[Begin Data extract]
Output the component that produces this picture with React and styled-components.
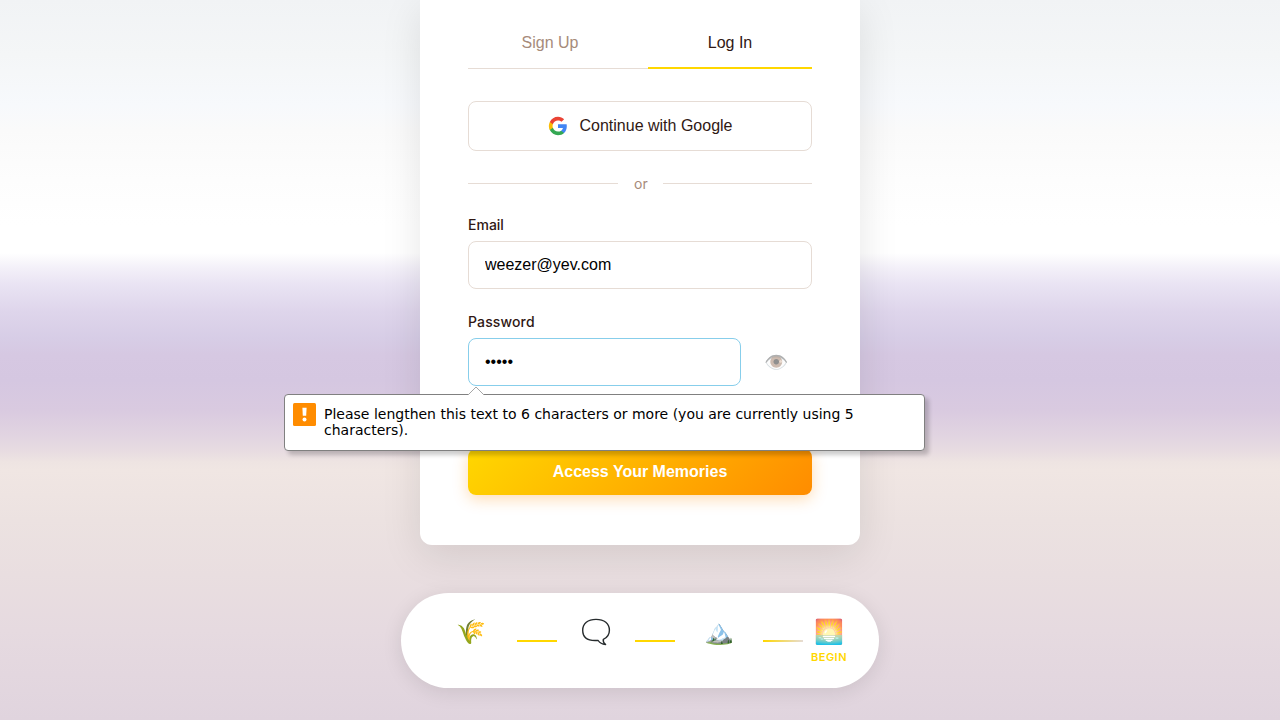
import React from "react";
import styled, { createGlobalStyle } from "styled-components";

const GlobalStyle = createGlobalStyle`
  *, *::before, *::after { box-sizing: border-box; }
  body { margin: 0; overflow: hidden; font-family: Inter, sans-serif; color: #301814; }
  button, input { font-family: "Liberation Sans", Arial, sans-serif; font-size: 16px; margin: 0; }
`;

const Page = styled.main`
  position: relative;
  height: 720px;
  display: flex;
  flex-direction: column;
  align-items: center;
  overflow: hidden;
  background: linear-gradient(
    180deg,
    #f1f3f5 0,
    #f4f6f7 55px,
    #f7f9fc 105px,
    #fafafa 130px,
    #fdfdfd 180px,
    #ffffff 225px,
    #ffffff 253px,
    #f4f1f9 267px,
    #e9e3f3 285px,
    #ded5eb 312px,
    #d7cde6 338px,
    #d6c8e2 355px,
    #d5c7e1 380px,
    #d9cae0 410px,
    #e2d5e1 438px,
    #e7dbe1 450px,
    #eee4e2 462px,
    #f0e6e3 470px,
    #ece2e1 520px,
    #e9dee0 575px,
    #e6dae0 630px,
    #e0d4de 720px
  );
`;

const Card = styled.section`
  width: 440px;
  height: 545px;
  flex: none;
  padding: 16px 48px 50px;
  background: #fff;
  border-radius: 0 0 12px 12px;
  box-shadow: 0 10px 40px rgba(0, 0, 0, 0.1);
`;

const Tabs = styled.div`
  display: flex;
  height: 53px;
  margin-bottom: 32px;
  border-bottom: 1px solid #e6dcd5;
`;

const Tab = styled.button`
  flex: 1;
  height: 53px;
  padding: 2px 0 0;
  border: 0;
  border-bottom: 2px solid ${(p) => (p.$active ? "#ffd700" : "transparent")};
  background: none;
  color: ${(p) => (p.$active ? "#301814" : "#a68b7a")};

  & + & { margin-left: 16px; }
`;

const GoogleButton = styled.button`
  width: 100%;
  height: 50px;
  display: flex;
  align-items: center;
  justify-content: center;
  gap: 12px;
  padding: 0;
  border: 1px solid #e6dcd5;
  border-radius: 8px;
  background: #fff;
  color: #301814;
`;

const Divider = styled.div`
  display: flex;
  align-items: center;
  height: 17px;
  margin: 24px 0;
  color: #a68b7a;
  font-size: 14px;
  line-height: 17px;

  &::before, &::after {
    content: "";
    flex: 1;
    height: 1px;
    background: #e6dcd5;
  }

  &::before { flex: none; width: 150px; }

  span { width: 45px; padding-left: 16px; }
`;

const Field = styled.div`
  margin-bottom: 24px;
`;

const Label = styled.label`
  display: block;
  height: 17px;
  margin-bottom: 8px;
  font-size: 14px;
  line-height: 17px;
  font-weight: 500;
  letter-spacing: ${(p) => p.$spacing || "normal"};
`;

const FieldRow = styled.div`
  display: flex;
`;

const Input = styled.input`
  width: ${(p) => p.$width || "100%"};
  height: 48px;
  padding: 0 16px;
  border: 1px solid ${(p) => (p.$focused ? "#87ceeb" : "#e6dcd5")};
  border-radius: 8px;
  outline: none;
  background: #fff;
  color: #000;
`;

const EyeButton = styled.button`
  flex: 1;
  padding: 0 1px 0 0;
  border: 0;
  background: none;
  color: #000;
  opacity: 0.5;
  font-size: 19.6px;
`;

const SubmitButton = styled.button`
  display: block;
  width: 100%;
  height: 46px;
  margin-top: 63px;
  padding: 0;
  border: 0;
  border-radius: 8px;
  background: linear-gradient(135deg, #ffd700, #ff8c00);
  box-shadow: 0 4px 15px rgba(255, 140, 0, 0.3);
  color: #fff;
  font-weight: 600;
`;

const Journey = styled.nav`
  display: flex;
  align-items: center;
  gap: 8px;
  height: 95px;
  flex: none;
  margin-top: 48px;
  padding: 0 32px;
  border-radius: 50px;
  background: #fff;
  box-shadow: 0 4px 20px rgba(0, 0, 0, 0.1);
`;

const Step = styled.div`
  width: ${(p) => p.$width}px;
  display: flex;
  flex-direction: column;
  align-items: center;
`;

const StepIcon = styled.span`
  height: 34px;
  font-size: 24px;
  line-height: 30px;
`;

const BubbleIcon = styled.svg`
  display: block;
  margin-top: 1px;
`;

const StepLabel = styled.span`
  height: 13px;
  color: #ffd700;
  font-size: 11px;
  line-height: 13px;
  font-weight: 600;
  letter-spacing: 0.5px;
  white-space: nowrap;
`;

const Connector = styled.span`
  width: 40px;
  height: 2px;
  margin-top: 1px;
  background: ${(p) => (p.$fade ? "linear-gradient(90deg, #ffd700, #e6dcd5)" : "#ffd700")};
`;

const Tooltip = styled.div`
  position: absolute;
  left: 284px;
  top: 394px;
  width: 641px;
  height: 57px;
  display: flex;
  gap: 8px;
  padding: 8px;
  border: 1px solid #808080;
  border-radius: 4px;
  background: #fff;
  box-shadow: 4px 4px 4px rgba(0, 0, 0, 0.2);
  color: #000;
  font: 14px/16px "DejaVu Sans", sans-serif;

  p { margin: 3px 0 0; width: 560px; }
  svg { flex: none; }
`;

const Arrow = styled.svg`
  position: absolute;
  left: 183px;
  top: -9px;
`;

function GoogleLogo() {
  return (
    <svg width="20" height="20" viewBox="0 0 24 24">
      <path fill="#4285F4" d="M22.56 12.25c0-.78-.07-1.53-.2-2.25H12v4.26h5.92c-.26 1.37-1.04 2.53-2.21 3.31v2.77h3.57c2.08-1.92 3.28-4.74 3.28-8.09z" />
      <path fill="#34A853" d="M12 23c2.97 0 5.46-.98 7.28-2.66l-3.57-2.77c-.98.66-2.23 1.06-3.71 1.06-2.86 0-5.29-1.93-6.16-4.53H2.18v2.84C3.99 20.53 7.7 23 12 23z" />
      <path fill="#FBBC05" d="M5.84 14.09c-.22-.66-.35-1.36-.35-2.09s.13-1.43.35-2.09V7.07H2.18C1.43 8.55 1 10.22 1 12s.43 3.45 1.18 4.93l2.85-2.22.81-.62z" />
      <path fill="#EA4335" d="M12 5.38c1.62 0 3.06.56 4.21 1.64l3.15-3.15C17.45 2.09 14.97 1 12 1 7.7 1 3.99 3.47 2.18 7.07l3.66 2.84c.87-2.6 3.3-4.53 6.16-4.53z" />
    </svg>
  );
}

function SpeechBubble() {
  return (
    <BubbleIcon width="30" height="28" viewBox="0 0 30 28">
      <path
        d="M15 1.4C6.8 1.4 1.7 5.5 1.7 12.2C1.7 18.8 6.2 22.5 14 22.5H17.2C18.5 24.6 20.9 26.2 24.6 26.5C22.7 25 21.9 23.2 22.3 21.3C26.3 19.6 28.4 16.6 28.4 12.2C28.4 5.5 23.3 1.4 15 1.4Z"
        fill="none"
        stroke="#262b2d"
        strokeWidth="1.4"
        strokeLinejoin="round"
      />
    </BubbleIcon>
  );
}

function ValidationMessage() {
  return (
    <Tooltip role="alert">
      <Arrow width="17" height="10" viewBox="0 0 17 10">
        <path d="M0 9 L8 1 L16 9 V10 H0Z" fill="#fff" />
        <path d="M0 9 L8 1 L16 9" fill="none" stroke="#a6a6a6" />
      </Arrow>
      <svg width="23" height="23" viewBox="0 0 23 23">
        <rect width="23" height="23" rx="1.5" fill="#ff8c00" />
        <path d="M9.4 4.8h4.2l-.4 8h-3.4z" fill="#fff" />
        <circle cx="11.5" cy="16.4" r="2" fill="#fff" />
      </svg>
      <p>Please lengthen this text to 6 characters or more (you are currently using 5 characters).</p>
    </Tooltip>
  );
}

export default function App() {
  return (
    <>
      <GlobalStyle />
      <Page>
        <Card>
          <Tabs>
            <Tab>Sign Up</Tab>
            <Tab $active>Log In</Tab>
          </Tabs>
          <GoogleButton>
            <GoogleLogo />
            Continue with Google
          </GoogleButton>
          <Divider><span>or</span></Divider>
          <Field>
            <Label>Email</Label>
            <Input type="email" defaultValue="weezer@yev.com" />
          </Field>
          <Field>
            <Label $spacing="0.14px">Password</Label>
            <FieldRow>
              <Input type="password" defaultValue="abcde" $width="273px" $focused />
              <EyeButton type="button">👁️</EyeButton>
            </FieldRow>
          </Field>
          <SubmitButton>Access Your Memories</SubmitButton>
        </Card>
        <Journey>
          <Step $width={76}><StepIcon>🌾</StepIcon><StepLabel /></Step>
          <Connector />
          <Step $width={62}><StepIcon><SpeechBubble /></StepIcon><StepLabel /></Step>
          <Connector />
          <Step $width={72}><StepIcon>🏔️</StepIcon><StepLabel /></Step>
          <Connector $fade />
          <Step $width={36}><StepIcon>🌅</StepIcon><StepLabel>BEGIN</StepLabel></Step>
        </Journey>
        <ValidationMessage />
      </Page>
    </>
  );
}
[End Data extract]
Aim of the exercise – From the data above, count the lines where "with" occurs and give that figure and nothing else.

Final result – 2